[GIVEN INSTRUCTION] Copy the listing verbatim, excluding any images found in it.
--------
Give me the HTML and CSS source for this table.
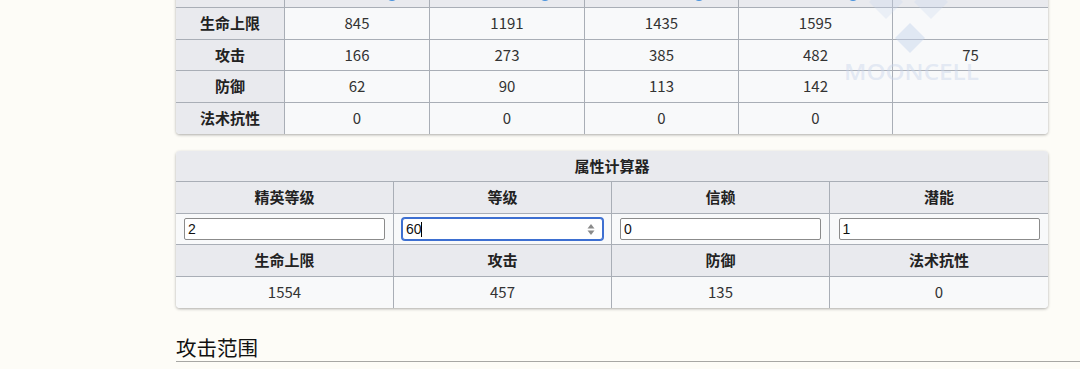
FILE: index.html
```html
<!DOCTYPE html>
<html lang="zh-CN">
<head>
<meta charset="utf-8">
<title>属性</title>
<link rel="stylesheet" href="styles.css">
</head>
<body>
<main class="content">
  <div class="stats-wrap">
    <table class="wikitable stats">
      <colgroup>
        <col class="c-label"><col class="c-a"><col class="c-b"><col class="c-c"><col class="c-d"><col class="c-e">
      </colgroup>
      <thead>
        <tr>
          <th class="corner-tl"></th>
          <th>精英0 1级 <span class="qicon">?</span></th>
          <th>精英0 满级 <span class="qicon">?</span></th>
          <th>精英1 满级 <span class="qicon">?</span></th>
          <th>精英2 满级 <span class="qicon">?</span></th>
          <th class="corner-tr">信赖加成上限</th>
        </tr>
      </thead>
      <tbody>
        <tr><th>生命上限</th><td>845</td><td>1191</td><td>1435</td><td>1595</td><td></td></tr>
        <tr><th>攻击</th><td>166</td><td>273</td><td>385</td><td>482</td><td>75</td></tr>
        <tr><th>防御</th><td>62</td><td>90</td><td>113</td><td>142</td><td></td></tr>
        <tr class="lastrow"><th>法术抗性</th><td>0</td><td>0</td><td>0</td><td>0</td><td></td></tr>
      </tbody>
    </table>
    <div class="watermark" aria-hidden="true">
      <svg width="150" height="110" viewBox="0 0 150 110">
        <polygon points="45,6 62,23 45,40 28,23" fill="#c9d6ee" fill-opacity="0.3"/>
        <polygon points="90,6 107,23 90,40 73,23" fill="#c9d6ee" fill-opacity="0.3"/>
        <polygon points="69,44 84,59 69,74 54,59" fill="#c4d2ec" fill-opacity="0.45"/>
        <text x="3" y="101" textLength="135" lengthAdjust="spacingAndGlyphs" class="wm-text">MOONCELL</text>
      </svg>
    </div>
  </div>

  <table class="wikitable calc">
    <thead>
      <tr><th colspan="4" class="title">属性计算器</th></tr>
    </thead>
    <tbody>
      <tr><th>精英等级</th><th>等级</th><th>信赖</th><th>潜能</th></tr>
      <tr class="inputs">
        <td><input class="field" type="text" value="2"></td>
        <td><span class="field-wrap"><input class="field focused" type="text" value="60"><span class="caret"></span><svg class="spin" width="8" height="13" viewBox="0 0 8 13"><path d="M4 1 L7.5 5.5 L0.5 5.5 Z" fill="#8a8a8a"/><path d="M0.5 7.5 L7.5 7.5 L4 12 Z" fill="#8a8a8a"/></svg></span></td>
        <td><input class="field" type="text" value="0"></td>
        <td><input class="field" type="text" value="1"></td>
      </tr>
      <tr><th>生命上限</th><th>攻击</th><th>防御</th><th>法术抗性</th></tr>
      <tr class="lastrow"><td>1554</td><td>457</td><td>135</td><td>0</td></tr>
    </tbody>
  </table>

  <h2 class="section-title">攻击范围</h2>
</main>
</body>
</html>
```

FILE: styles.css
```css
html, body {
  margin: 0;
  padding: 0;
}
body {
  background: #fdfcf7;
  font-family: "Noto Sans CJK SC", "Noto Sans", sans-serif;
  color: #222;
  overflow: hidden;
}
.content {
  margin-left: 176px;
}
.stats-wrap {
  position: relative;
  width: 872px;
  margin-top: -24px;
}
.wikitable {
  width: 872px;
  table-layout: fixed;
  border-collapse: separate;
  border-spacing: 0;
  background: #f8f9fa;
  border-radius: 4px;
  box-shadow: 0 1px 3px rgba(0, 0, 0, 0.32);
  font-size: 15px;
  text-align: center;
}
.wikitable th,
.wikitable td {
  padding: 0;
  height: 31.5px;
  box-sizing: border-box;
  border-right: 1px solid #a9aeb6;
  border-bottom: 1px solid #a9aeb6;
  line-height: 20px;
  vertical-align: middle;
}
.wikitable th {
  background: #e9eaee;
  font-weight: bold;
  color: #222;
}
.wikitable td {
  background: #f8f9fa;
  font-weight: normal;
  color: #333;
}
.wikitable tr > :last-child {
  border-right: none;
}
.wikitable .lastrow > th,
.wikitable .lastrow > td {
  border-bottom: none;
}
.stats thead th {
  height: 32px;
  vertical-align: bottom;
  padding-bottom: 6px;
  color: #555;
}
.c-label { width: 109px; }
.c-a { width: 145px; }
.c-b { width: 155px; }
.c-c { width: 154px; }
.c-d { width: 154px; }
.c-e { width: 155px; }
.corner-tl { border-top-left-radius: 4px; }
.corner-tr { border-top-right-radius: 4px; }
.wikitable .lastrow > :first-child { border-bottom-left-radius: 4px; }
.wikitable .lastrow > :last-child { border-bottom-right-radius: 4px; }
.qicon {
  display: inline-block;
  width: 12px;
  height: 12px;
  border-radius: 50%;
  background: #4a93dc;
  color: #fff;
  font-size: 9px;
  line-height: 12px;
  vertical-align: -1px;
}
.watermark {
  position: absolute;
  left: 665px;
  top: 3px;
  pointer-events: none;
}
.wm-text {
  font-family: "Open Sans", sans-serif;
  font-weight: 600;
  font-size: 22px;
  fill: #c9d5ec;
  fill-opacity: 0.45;
}
.calc {
  margin-top: 17px;
}
.calc thead th {
  border-top-left-radius: 4px;
  border-top-right-radius: 4px;
}
.calc .title {
  height: 31px;
}
.field-wrap {
  position: relative;
  display: inline-block;
  vertical-align: middle;
}
.field {
  box-sizing: border-box;
  width: 201px;
  height: 22px;
  margin: 0;
  padding: 1px 3px;
  border: 1px solid #8b8b8b;
  border-radius: 2px;
  background: #fff;
  font-family: "Liberation Sans", Arial, sans-serif;
  font-size: 14px;
  color: #111;
  vertical-align: middle;
  outline: none;
}
.field.focused {
  border-color: #3d6fd1;
  box-shadow: 0 0 0 1px #3d6fd1;
  border-radius: 3px;
}
.caret {
  position: absolute;
  left: 19px;
  top: 4px;
  width: 1px;
  height: 15px;
  background: #000;
}
.spin {
  position: absolute;
  right: 8px;
  top: 5px;
}
.section-title {
  margin: 25px 0 0;
  font-family: "Noto Sans CJK SC", serif;
  font-weight: normal;
  font-size: 20.5px;
  line-height: 28px;
  color: #111;
  border-bottom: 1px solid #a7a7a4;
}
```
--------
[WRITTEN ANSWER]
Give me the HTML and CSS source for this table.
FILE: index.html
```html
<!DOCTYPE html>
<html lang="zh-CN">
<head>
<meta charset="utf-8">
<title>属性</title>
<link rel="stylesheet" href="styles.css">
</head>
<body>
<main class="content">
  <div class="stats-wrap">
    <table class="wikitable stats">
      <colgroup>
        <col class="c-label"><col class="c-a"><col class="c-b"><col class="c-c"><col class="c-d"><col class="c-e">
      </colgroup>
      <thead>
        <tr>
          <th class="corner-tl"></th>
          <th>精英0 1级 <span class="qicon">?</span></th>
          <th>精英0 满级 <span class="qicon">?</span></th>
          <th>精英1 满级 <span class="qicon">?</span></th>
          <th>精英2 满级 <span class="qicon">?</span></th>
          <th class="corner-tr">信赖加成上限</th>
        </tr>
      </thead>
      <tbody>
        <tr><th>生命上限</th><td>845</td><td>1191</td><td>1435</td><td>1595</td><td></td></tr>
        <tr><th>攻击</th><td>166</td><td>273</td><td>385</td><td>482</td><td>75</td></tr>
        <tr><th>防御</th><td>62</td><td>90</td><td>113</td><td>142</td><td></td></tr>
        <tr class="lastrow"><th>法术抗性</th><td>0</td><td>0</td><td>0</td><td>0</td><td></td></tr>
      </tbody>
    </table>
    <div class="watermark" aria-hidden="true">
      <svg width="150" height="110" viewBox="0 0 150 110">
        <polygon points="45,6 62,23 45,40 28,23" fill="#c9d6ee" fill-opacity="0.3"/>
        <polygon points="90,6 107,23 90,40 73,23" fill="#c9d6ee" fill-opacity="0.3"/>
        <polygon points="69,44 84,59 69,74 54,59" fill="#c4d2ec" fill-opacity="0.45"/>
        <text x="3" y="101" textLength="135" lengthAdjust="spacingAndGlyphs" class="wm-text">MOONCELL</text>
      </svg>
    </div>
  </div>

  <table class="wikitable calc">
    <thead>
      <tr><th colspan="4" class="title">属性计算器</th></tr>
    </thead>
    <tbody>
      <tr><th>精英等级</th><th>等级</th><th>信赖</th><th>潜能</th></tr>
      <tr class="inputs">
        <td><input class="field" type="text" value="2"></td>
        <td><span class="field-wrap"><input class="field focused" type="text" value="60"><span class="caret"></span><svg class="spin" width="8" height="13" viewBox="0 0 8 13"><path d="M4 1 L7.5 5.5 L0.5 5.5 Z" fill="#8a8a8a"/><path d="M0.5 7.5 L7.5 7.5 L4 12 Z" fill="#8a8a8a"/></svg></span></td>
        <td><input class="field" type="text" value="0"></td>
        <td><input class="field" type="text" value="1"></td>
      </tr>
      <tr><th>生命上限</th><th>攻击</th><th>防御</th><th>法术抗性</th></tr>
      <tr class="lastrow"><td>1554</td><td>457</td><td>135</td><td>0</td></tr>
    </tbody>
  </table>

  <h2 class="section-title">攻击范围</h2>
</main>
</body>
</html>
```

FILE: styles.css
```css
html, body {
  margin: 0;
  padding: 0;
}
body {
  background: #fdfcf7;
  font-family: "Noto Sans CJK SC", "Noto Sans", sans-serif;
  color: #222;
  overflow: hidden;
}
.content {
  margin-left: 176px;
}
.stats-wrap {
  position: relative;
  width: 872px;
  margin-top: -24px;
}
.wikitable {
  width: 872px;
  table-layout: fixed;
  border-collapse: separate;
  border-spacing: 0;
  background: #f8f9fa;
  border-radius: 4px;
  box-shadow: 0 1px 3px rgba(0, 0, 0, 0.32);
  font-size: 15px;
  text-align: center;
}
.wikitable th,
.wikitable td {
  padding: 0;
  height: 31.5px;
  box-sizing: border-box;
  border-right: 1px solid #a9aeb6;
  border-bottom: 1px solid #a9aeb6;
  line-height: 20px;
  vertical-align: middle;
}
.wikitable th {
  background: #e9eaee;
  font-weight: bold;
  color: #222;
}
.wikitable td {
  background: #f8f9fa;
  font-weight: normal;
  color: #333;
}
.wikitable tr > :last-child {
  border-right: none;
}
.wikitable .lastrow > th,
.wikitable .lastrow > td {
  border-bottom: none;
}
.stats thead th {
  height: 32px;
  vertical-align: bottom;
  padding-bottom: 6px;
  color: #555;
}
.c-label { width: 109px; }
.c-a { width: 145px; }
.c-b { width: 155px; }
.c-c { width: 154px; }
.c-d { width: 154px; }
.c-e { width: 155px; }
.corner-tl { border-top-left-radius: 4px; }
.corner-tr { border-top-right-radius: 4px; }
.wikitable .lastrow > :first-child { border-bottom-left-radius: 4px; }
.wikitable .lastrow > :last-child { border-bottom-right-radius: 4px; }
.qicon {
  display: inline-block;
  width: 12px;
  height: 12px;
  border-radius: 50%;
  background: #4a93dc;
  color: #fff;
  font-size: 9px;
  line-height: 12px;
  vertical-align: -1px;
}
.watermark {
  position: absolute;
  left: 665px;
  top: 3px;
  pointer-events: none;
}
.wm-text {
  font-family: "Open Sans", sans-serif;
  font-weight: 600;
  font-size: 22px;
  fill: #c9d5ec;
  fill-opacity: 0.45;
}
.calc {
  margin-top: 17px;
}
.calc thead th {
  border-top-left-radius: 4px;
  border-top-right-radius: 4px;
}
.calc .title {
  height: 31px;
}
.field-wrap {
  position: relative;
  display: inline-block;
  vertical-align: middle;
}
.field {
  box-sizing: border-box;
  width: 201px;
  height: 22px;
  margin: 0;
  padding: 1px 3px;
  border: 1px solid #8b8b8b;
  border-radius: 2px;
  background: #fff;
  font-family: "Liberation Sans", Arial, sans-serif;
  font-size: 14px;
  color: #111;
  vertical-align: middle;
  outline: none;
}
.field.focused {
  border-color: #3d6fd1;
  box-shadow: 0 0 0 1px #3d6fd1;
  border-radius: 3px;
}
.caret {
  position: absolute;
  left: 19px;
  top: 4px;
  width: 1px;
  height: 15px;
  background: #000;
}
.spin {
  position: absolute;
  right: 8px;
  top: 5px;
}
.section-title {
  margin: 25px 0 0;
  font-family: "Noto Sans CJK SC", serif;
  font-weight: normal;
  font-size: 20.5px;
  line-height: 28px;
  color: #111;
  border-bottom: 1px solid #a7a7a4;
}
```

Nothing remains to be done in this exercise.